The torpedo body, with pontoon or sweeping cycle fenders, looked more like a fanciful doodle than a production 1923 automobile. The brakes, to cite another attribute, operated on all four wheels. Designed by engineer Battista Falchetto, they were unorthodox in the extreme: conventional manufacture at that time tended to dictate rear brakes only.
This was, incidentally, an example of Vincenzo Lancia's standards governing the car's development -- he merely told his engineers that the brakes, whatever they were, must be capable of hauling the car down repeatedly from 100 kilometers per hour (62.5 mph). Falchetto suggested the use of front brakes by taking Lancia for a test drive in which the standard was met by a car fitted with front brakes only. Only later was it realized that front brakes do 80 percent of the work on any automobile.

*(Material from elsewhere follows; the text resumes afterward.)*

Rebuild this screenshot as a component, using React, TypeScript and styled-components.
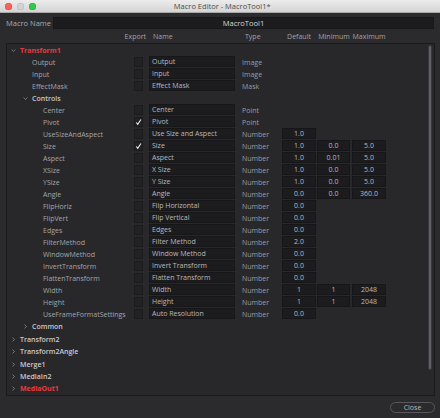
import React from 'react'
import styled, { createGlobalStyle } from 'styled-components'

const GlobalStyle = createGlobalStyle`
  html, body {
    margin: 0;
    padding: 0;
    background: #2b2b2e;
  }
  body {
    font-family: "Open Sans", "Liberation Sans", sans-serif;
    -webkit-font-smoothing: antialiased;
  }
  * {
    box-sizing: border-box;
  }
`

// Styled Components
const Window = styled.div`
  width: 440px;
  height: 418px;
  display: flex;
  flex-direction: column;
  background: #2b2b2e;
  overflow: hidden;
  color: #b4b4b6;
  font-size: 7px;
`

const TitleBar = styled.div`
  flex: none;
  height: 13px;
  display: grid;
  grid-template-columns: 1fr auto 1fr;
  align-items: center;
  padding-left: 4.5px;
  background: linear-gradient(#ececec, #d4d4d4);
  border-bottom: 1px solid #a9a9a9;
`

const Lights = styled.div`
  display: flex;
  gap: 5px;
`

const Light = styled.span<{ $color: string; $ring: string }>`
  width: 7px;
  height: 7px;
  border-radius: 50%;
  background: ${(p) => p.$color};
  box-shadow: inset 0 0 0 0.5px ${(p) => p.$ring};
`

const Title = styled.div`
  font-size: 7.5px;
  color: #4b4b4b;
  white-space: nowrap;
`

const MacroNameRow = styled.div`
  flex: none;
  display: flex;
  align-items: center;
  margin-top: 4px;
  height: 12px;
  padding: 0 6px;
`

const MacroNameLabel = styled.div`
  width: 47px;
  font-size: 7.5px;
  color: #a9a9ac;
`

const MacroNameInput = styled.div`
  flex: 1;
  height: 12px;
  background: #1c1c1e;
  border: 1px solid #18181a;
  color: #d6d6d8;
  font-size: 7.5px;
  display: flex;
  align-items: center;
  justify-content: center;
`

const columns = '127px 15px 93px 40px 35px 35px 35px'

const HeaderRow = styled.div`
  flex: none;
  height: 14px;
  display: grid;
  grid-template-columns: ${columns};
  align-items: center;
  padding-left: 7px;
  color: #a4a4a7;
`

const HeadCell = styled.div<{ $align?: string; $pad?: number; $span?: number }>`
  grid-column: span ${(p) => p.$span ?? 1};
  width: ${(p) => (p.$align === 'center' ? '34px' : 'auto')};
  text-align: ${(p) => p.$align ?? 'left'};
  padding-left: ${(p) => (p.$align === 'left' || !p.$align ? p.$pad ?? 0 : 0)}px;
  padding-right: ${(p) => (p.$align === 'right' ? p.$pad ?? 0 : 0)}px;
  white-space: nowrap;
`

const Panel = styled.div`
  flex: 1;
  position: relative;
  margin: 0 5px 0 6px;
  background: #28282b;
  border: 1px solid #1a1a1c;
  border-radius: 1px;
`

const ScrollThumb = styled.div`
  position: absolute;
  right: 2px;
  top: 1px;
  bottom: 25px;
  width: 4px;
  border-radius: 2px;
  background: #606066;
  border: 1px solid #3a3a3e;
`

const Row = styled.div<{ $h: number }>`
  height: ${(p) => p.$h}px;
  display: grid;
  grid-template-columns: ${columns};
  align-items: center;
`

const TreeLabel = styled.div<{ $indent: number; $tone: 'red' | 'group' | 'leaf' }>`
  display: flex;
  align-items: center;
  padding-left: ${(p) => p.$indent}px;
  white-space: nowrap;
  font-weight: ${(p) => (p.$tone === 'red' ? 700 : p.$tone === 'group' ? 600 : 400)};
  color: ${(p) =>
    p.$tone === 'red' ? '#e8393c' : p.$tone === 'group' ? '#c9c9cc' : '#a5a5a8'};
`

const Chevron = styled.span`
  width: 11px;
  flex: none;
  display: flex;
  align-items: center;
  padding-left: 2px;
`

const CheckBox = styled.div`
  align-self: start;
  width: 9px;
  height: 10px;
  margin-top: 1px;
  background: #222224;
  border: 1px solid #1b1b1d;
  display: flex;
  align-items: center;
  justify-content: center;
`

const Field = styled.div<{ $w: number; $center?: boolean }>`
  align-self: start;
  width: ${(p) => p.$w}px;
  height: 11px;
  background: #1c1c1e;
  border: 1px solid #17171a;
  color: #b9b9bc;
  display: flex;
  align-items: center;
  justify-content: ${(p) => (p.$center ? 'center' : 'flex-start')};
  padding-left: ${(p) => (p.$center ? 0 : 2)}px;
  white-space: nowrap;
  overflow: hidden;
`

const TypeText = styled.div`
  color: #9c9c9f;
`

const Footer = styled.div`
  flex: none;
  height: 23px;
  display: flex;
  justify-content: flex-end;
  align-items: center;
  padding-right: 5px;
`

const CloseButton = styled.button`
  width: 45px;
  height: 11px;
  padding: 0;
  border-radius: 6px;
  border: 1px solid #58585c;
  background: #2b2b2e;
  color: #b8b8ba;
  font-family: inherit;
  font-size: 7px;
  display: flex;
  align-items: center;
  justify-content: center;
`

// DATA
type Item = {
  label: string
  level: number
  group?: boolean
  open?: boolean
  red?: boolean
  checked?: boolean
  name?: string
  type?: string
  values?: string[]
  h?: number
}

const items: Item[] = [
  { label: 'Transform1', level: 0, group: true, open: true, red: true },
  { label: 'Output', level: 1, name: 'Output', type: 'Image' },
  { label: 'Input', level: 1, name: 'Input', type: 'Image' },
  { label: 'EffectMask', level: 1, name: 'Effect Mask', type: 'Mask' },
  { label: 'Controls', level: 1, group: true, open: true },
  { label: 'Center', level: 2, name: 'Center', type: 'Point' },
  { label: 'Pivot', level: 2, checked: true, name: 'Pivot', type: 'Point' },
  { label: 'UseSizeAndAspect', level: 2, name: 'Use Size and Aspect', type: 'Number', values: ['1.0'] },
  { label: 'Size', level: 2, checked: true, name: 'Size', type: 'Number', values: ['1.0', '0.0', '5.0'] },
  { label: 'Aspect', level: 2, name: 'Aspect', type: 'Number', values: ['1.0', '0.01', '5.0'] },
  { label: 'XSize', level: 2, name: 'X Size', type: 'Number', values: ['1.0', '0.0', '5.0'] },
  { label: 'YSize', level: 2, name: 'Y Size', type: 'Number', values: ['1.0', '0.0', '5.0'] },
  { label: 'Angle', level: 2, name: 'Angle', type: 'Number', values: ['0.0', '0.0', '360.0'] },
  { label: 'FlipHoriz', level: 2, name: 'Flip Horizontal', type: 'Number', values: ['0.0'] },
  { label: 'FlipVert', level: 2, name: 'Flip Vertical', type: 'Number', values: ['0.0'] },
  { label: 'Edges', level: 2, name: 'Edges', type: 'Number', values: ['0.0'] },
  { label: 'FilterMethod', level: 2, name: 'Filter Method', type: 'Number', values: ['2.0'] },
  { label: 'WindowMethod', level: 2, name: 'Window Method', type: 'Number', values: ['0.0'] },
  { label: 'InvertTransform', level: 2, name: 'Invert Transform', type: 'Number', values: ['0.0'] },
  { label: 'FlattenTransform', level: 2, name: 'Flatten Transform', type: 'Number', values: ['0.0'] },
  { label: 'Width', level: 2, name: 'Width', type: 'Number', values: ['1', '1', '2048'] },
  { label: 'Height', level: 2, name: 'Height', type: 'Number', values: ['1', '1', '2048'] },
  { label: 'UseFrameFormatSettings', level: 2, name: 'Auto Resolution', type: 'Number', values: ['0.0'] },
  { label: 'Common', level: 1, group: true, h: 13 },
  { label: 'Transform2', level: 0, group: true, h: 12.5 },
  { label: 'Transform2Angle', level: 0, group: true, h: 12.5 },
  { label: 'Merge1', level: 0, group: true, h: 12.5 },
  { label: 'MediaIn2', level: 0, group: true, h: 12 },
  { label: 'MediaOut1', level: 0, group: true, red: true, h: 12 },
]

const indents = [2, 14, 25]

const ChevronIcon: React.FC<{ open?: boolean }> = ({ open }) => (
  <svg width="5" height="5" viewBox="0 0 5 5">
    <path
      d={open ? 'M0.6 1.5 L2.5 3.5 L4.4 1.5' : 'M1.5 0.6 L3.5 2.5 L1.5 4.4'}
      fill="none"
      stroke="#8a8a8e"
      strokeWidth="0.8"
    />
  </svg>
)

const CheckMark: React.FC = () => (
  <svg width="8" height="8" viewBox="0 0 8 8">
    <path d="M1.4 4.6 L3.1 6.6 L6.8 1.2" fill="none" stroke="#f2f2f2" strokeWidth="1.2" />
  </svg>
)

// COMPONENT
const App: React.FC = () => {
  return (
    <Window>
      <GlobalStyle />
      <TitleBar>
        <Lights>
          <Light $color="#fc605b" $ring="#de4a45" />
          <Light $color="#d2d2d2" $ring="#b8b8b8" />
          <Light $color="#34c84a" $ring="#26a93a" />
        </Lights>
        <Title>Macro Editor - MacroTool1*</Title>
        <span />
      </TitleBar>

      <MacroNameRow>
        <MacroNameLabel>Macro Name</MacroNameLabel>
        <MacroNameInput>MacroTool1</MacroNameInput>
      </MacroNameRow>

      <HeaderRow>
        <HeadCell $span={2} $align="right" $pad={3}>
          Export
        </HeadCell>
        <HeadCell $pad={4}>Name</HeadCell>
        <HeadCell $pad={3}>Type</HeadCell>
        <HeadCell $align="center">Default</HeadCell>
        <HeadCell $align="center">Minimum</HeadCell>
        <HeadCell $align="center">Maximum</HeadCell>
      </HeaderRow>

      <Panel>
        {items.map((it) => (
          <Row key={it.label} $h={it.h ?? 12}>
            <TreeLabel
              $indent={indents[it.level]}
              $tone={it.red ? 'red' : it.group ? 'group' : 'leaf'}
            >
              <Chevron>{it.group && <ChevronIcon open={it.open} />}</Chevron>
              {it.label}
            </TreeLabel>
            {it.name && (
              <>
                <CheckBox>{it.checked && <CheckMark />}</CheckBox>
                <Field $w={86}>{it.name}</Field>
                <TypeText>{it.type}</TypeText>
                {(it.values ?? []).map((v, i) => (
                  <Field key={i} $w={i === 1 ? 33 : 34} $center>
                    {v}
                  </Field>
                ))}
              </>
            )}
          </Row>
        ))}
        <ScrollThumb />
      </Panel>

      <Footer>
        <CloseButton>Close</CloseButton>
      </Footer>
    </Window>
  )
}

export default App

The Lambda was faster over a twisty road than anything Lancia had hitherto produced, including the big Tri Kappa, an eight with twice the horsepower. It was soon being raced by privateers all over Europe. In 1924, the Lambdas of Riva and Gauderman finished 1-2 in the under 2,500-cc class in France's Routes Pavees race; another Lambda won the Indian Tourist Trophy at Simla in 1925; the Circuit of La Spezia in 1926; the Tunis-to-Tripoli race in 1927.
When Italy's famous open road race, the Mille Miglia, was instituted in 1927, a trio of Lancias took the first three places overall. The following year saw a Lambda entered by the factory, which prepared it merely by fine tuning a production model; it held second place most of the way and would have finished second to a more powerful supercharged Alfa Romeo had the engine not dropped a valve toward the finish.
Gismondi, the Lambda driver, actually held the Alfa in average speed, thanks to Lancia's superior brakes, handling, long-range fuel tank, and modified fuel supply to prevent fuel starvation when ascending the mountains.
Displacement was increased to 2.4 liters on the 1926 seventh series and to 2.6 liters on the 1928 eighth series. Also with the seventh series, Lancia parted with its revolutionary practice by offering the option of a separate chassis -- a product of necessity and the pressure of custom coachbuilders.
The body makers had a complaint that would dog every unit-bodied car from the Lambda forward: The monocoque shell was very difficult to alter, and there was only so much the specialists could do with the factory bodies. (One of the loudest complaints came from Vincenzo Lancia's good friend, Battista Farina.)
Also, some owners wanted to create more sporting bodywork for competition; this often took the form of shortening the wheelbase, which could not have been more disastrous. The alteration ruined the handling and seriously weakened the body.
So the Lambda had a problem. Simultaneous with its arrival had come a wave of prosperity in the mid- to late Twenties. There was a huge market for custom bodies, and this meant that a separate chassis option was crucial. "This is perhaps why enthusiasts lay so much store by the seventh series Lambda," wrote Frostick, "since this was the last, and most highly developed version, of the original fascinating concept."
These later custom-bodied Lambdas led in time to the factory's own luxury model, the Dilambda, with a V-8 and separate chassis, independent front suspension, servo brakes, central chassis lubrication, and twin electric fuel pumps. Lancia built 1,700 Dilambdas; they in turn fostered other notable productions, including the prewar Astura and the postwar Flaminia.